The Curious Case of Analogies: Investigating Analogical Reasoning in Large Language Models

TL;DR

The paper investigates whether large language models encode and apply high level relational concepts using proportional and story analogies. It employs mechanistic interpretability tools such as attention knockout, Patchscopes, and linear probing, along with a new Mutual Alignment Score metric, to reveal where relational information is stored and how it is propagated. Key findings include that relational information is encoded in mid upper layers and that transferring this information to downstream positions is a bottleneck, though targeted interventions can recover a substantial fraction of correct behavior; structural alignment between source and target narratives also predicts success. The work highlights both parallels with human relational reasoning and gaps in transfer and alignment, providing a roadmap for improving analogical reasoning in LLMs with targeted internal interventions and representation steering.

Abstract

Analogical reasoning is at the core of human cognition, serving as an important foundation for a variety of intellectual activities.
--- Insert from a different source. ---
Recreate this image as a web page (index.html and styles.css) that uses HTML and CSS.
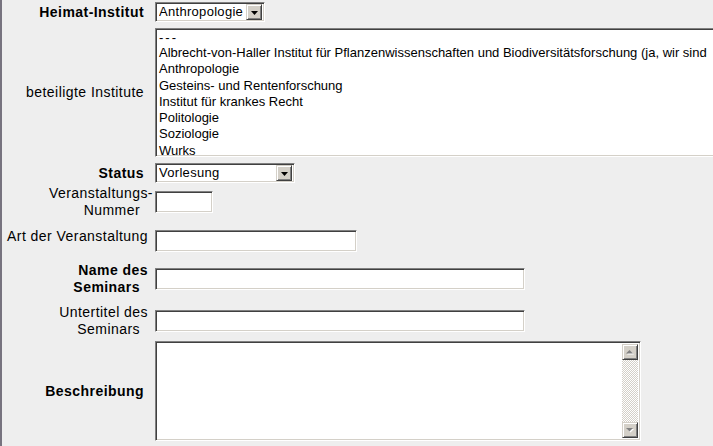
FILE: index.html
```html
<!DOCTYPE html>
<html lang="de">
<head>
<meta charset="utf-8">
<title>Seminar</title>
<link rel="stylesheet" href="styles.css">
</head>
<body>
<form class="form">
  <div class="row r1">
    <div class="label bold">Heimat-Institut</div>
    <div class="select sel-heimat">
      <span class="sel-val">Anthropologie</span>
      <span class="sel-btn"><svg width="7" height="4" viewBox="0 0 7 4"><polygon points="0,0 7,0 3.5,4" fill="#000"/></svg></span>
    </div>
  </div>
  <div class="row r2">
    <div class="label">beteiligte Institute</div>
    <div class="listbox">
      <div class="opt dashes">---</div>
      <div class="opt">Albrecht-von-Haller Institut für Pflanzenwissenschaften und Biodiversitätsforschung (ja, wir sind</div>
      <div class="opt">Anthropologie</div>
      <div class="opt">Gesteins- und Rentenforschung</div>
      <div class="opt">Institut für krankes Recht</div>
      <div class="opt">Politologie</div>
      <div class="opt">Soziologie</div>
      <div class="opt">Wurks</div>
    </div>
  </div>
  <div class="row r3">
    <div class="label bold">Status</div>
    <div class="select sel-status">
      <span class="sel-val">Vorlesung</span>
      <span class="sel-btn"><svg width="7" height="4" viewBox="0 0 7 4"><polygon points="0,0 7,0 3.5,4" fill="#000"/></svg></span>
    </div>
  </div>
  <div class="row r4">
    <div class="label tight"><span class="over">Veranstaltungs-</span><br><span class="tail">Nummer</span></div>
    <input class="field w-nr" type="text">
  </div>
  <div class="row r5">
    <div class="label tight">Art der Veranstaltung</div>
    <input class="field w-art" type="text">
  </div>
  <div class="row r6">
    <div class="label tight bold">Name des<br><span class="tail">Seminars</span></div>
    <input class="field w-long" type="text">
  </div>
  <div class="row r7">
    <div class="label tight">Untertitel des<br><span class="tail">Seminars</span></div>
    <input class="field w-long" type="text">
  </div>
  <div class="row r8">
    <div class="label bold">Beschreibung</div>
    <div class="textarea">
      <div class="ta-body"></div>
      <div class="scrollbar">
        <span class="sb-btn"><svg width="8" height="5" viewBox="0 0 8 5"><polygon points="1,4.5 8,4.5 4.5,1" fill="#fff"/><polygon points="0,3.5 7,3.5 3.5,0" fill="#808080"/></svg></span>
        <span class="sb-track"></span>
        <span class="sb-btn"><svg width="8" height="5" viewBox="0 0 8 5"><polygon points="1,1 8,1 4.5,4.5" fill="#fff"/><polygon points="0,0 7,0 3.5,3.5" fill="#808080"/></svg></span>
      </div>
    </div>
  </div>
</form>
</body>
</html>
```
FILE: styles.css
```css
html, body {
  height: 100%;
}
body {
  margin: 0;
  background: #eeeeee;
  border-left: 2px solid #77737f;
  box-sizing: border-box;
  font-family: "Liberation Sans", Arial, sans-serif;
  color: #000;
  overflow: hidden;
}
.form {
  display: flex;
  flex-direction: column;
}
.row {
  display: flex;
  align-items: center;
}
.label {
  flex: none;
  width: 151px;
  box-sizing: border-box;
  padding-right: 9px;
  margin-right: 2px;
  text-align: right;
  font-size: 14px;
  letter-spacing: 0.45px;
  line-height: 17px;
  white-space: nowrap;
}
.label.tight {
  padding-right: 5px;
}
.bold {
  font-weight: bold;
}
.over {
  margin-right: -5px;
}
.tail {
  margin-right: 8px;
}

/* rows */
.r1 { margin-top: 2px; }
.r2 { margin-top: 6px; }
.r3 { margin-top: 6px; }
.r4 { margin-top: 2px; }
.r5 { margin-top: 9px; align-items: flex-start; }
.r5 .field { margin-top: 2px; }
.r6 { margin-top: 10px; }
.r7 { margin-top: 8px; }
.r8 { margin-top: 3px; }

/* sunken border shared */
.select, .listbox, .field, .textarea {
  box-sizing: border-box;
  background: #fff;
  border: 1px solid;
  border-color: #808080 #ffffff #ffffff #808080;
  box-shadow: inset 1px 1px #404040, inset -1px -1px #d4d0c8;
}

/* select */
.select {
  flex: none;
  height: 20px;
  display: flex;
  align-items: center;
  padding: 2px 2px 2px 3px;
  font-size: 13px;
  letter-spacing: 0.3px;
  line-height: 16px;
}
.sel-heimat { width: 110px; }
.sel-status { width: 140px; }
.sel-val {
  flex: 1;
  overflow: hidden;
  white-space: nowrap;
}
.sel-btn, .sb-btn {
  flex: none;
  box-sizing: border-box;
  width: 16px;
  height: 16px;
  background: #d4d0c8;
  border: 1px solid;
  border-color: #d4d0c8 #404040 #404040 #d4d0c8;
  box-shadow: inset 1px 1px #fff, inset -1px -1px #808080;
  display: flex;
  align-items: center;
  justify-content: center;
}
.sel-btn svg {
  display: block;
  margin-top: 1px;
}

/* listbox: runs to the window edge, its right side is out of view */
.listbox {
  flex: none;
  width: 558px;
  height: 129px;
  border-right: 0;
  padding: 1px 0 2px 3px;
  font-size: 13px;
  line-height: 16.3px;
  overflow: hidden;
  box-shadow: inset 1px 1px #404040, inset 0 -1px #d4d0c8;
}
.opt {
  white-space: nowrap;
}
.dashes {
  letter-spacing: 2px;
  line-height: 15px;
}

/* text inputs */
.field {
  flex: none;
  height: 22px;
  padding: 0 3px;
  font: 13px "Liberation Sans", Arial, sans-serif;
  outline: none;
}
.w-nr { width: 58px; }
.w-art { width: 202px; }
.w-long { width: 370px; }

/* textarea */
.textarea {
  flex: none;
  width: 486px;
  height: 100px;
  padding: 2px;
  display: flex;
}
.ta-body {
  flex: 1;
}
.scrollbar {
  flex: none;
  width: 16px;
  display: flex;
  flex-direction: column;
}
.sb-track {
  flex: 1;
  background: repeating-conic-gradient(#d4d0c8 0 25%, #ffffff 0 50%) 0 0 / 2px 2px;
}
.sb-btn svg {
  display: block;
}
```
While prior work has shown that LLMs can represent task patterns and surface-level concepts, it remains unclear whether these models can encode high-level relational concepts and apply them to novel situations through structured comparisons. In this work, we explore this fundamental aspect using proportional and story analogies, and identify three key findings. First, LLMs effectively encode the underlying relationships between analogous entities; both attributive and relational information propagate through mid-upper layers in correct cases, whereas reasoning failures reflect missing relational information within these layers. Second, unlike humans, LLMs often struggle not only when relational information is missing, but also when attempting to apply it to new entities. In such cases, strategically patching hidden representations at critical token positions can facilitate information transfer to a certain extent. Lastly, successful analogical reasoning in LLMs is marked by strong structural alignment between analogous situations, whereas failures often reflect degraded or misplaced alignment. Overall, our findings reveal that LLMs exhibit emerging but limited capabilities in encoding and applying high-level relational concepts, highlighting both parallels and gaps with human cognition.

Figures (13)

• Figure 1: An overview of the mechanism behind analogical reasoning in LLMs. (A) LLMs effectively encode relational information and apply it during correct analogical reasoning, but applying the relation often remains as much a bottleneck as encoding it. (B) Identifying analogous situations is strongly associated with structural alignment, which we quantify using the Mutual Alignment Score (MAS).
• Figure 2: Results of applying attention knockout to different positions on Qwen2.5-14B. Mid-upper layers of $e_2$ and $e_3$ are critical for answer resolution in both correct and incorrect cases. In incorrect cases, information from the link strongly influences model output, suggesting that the link may contribute to reasoning failures.
• Figure 3: Proportion of cases where relational or attributive information is successfully decoded using Patchscopes. Attributive information persists across mid-upper layers regardless of correctness, while relational information shows a sharp decline in incorrect cases. This underscores the critical role of relational information in accurate answer resolution.
• Figure 4: Linear probe accuracy across layers. High accuracy in the middle layers indicates the internal representation of analogical structure in these regions.
• Figure 5: Relative Mutual Alignment Score (MAS) across layers, computed as the difference between the MAS of source-target pairs and source-distractor pairs.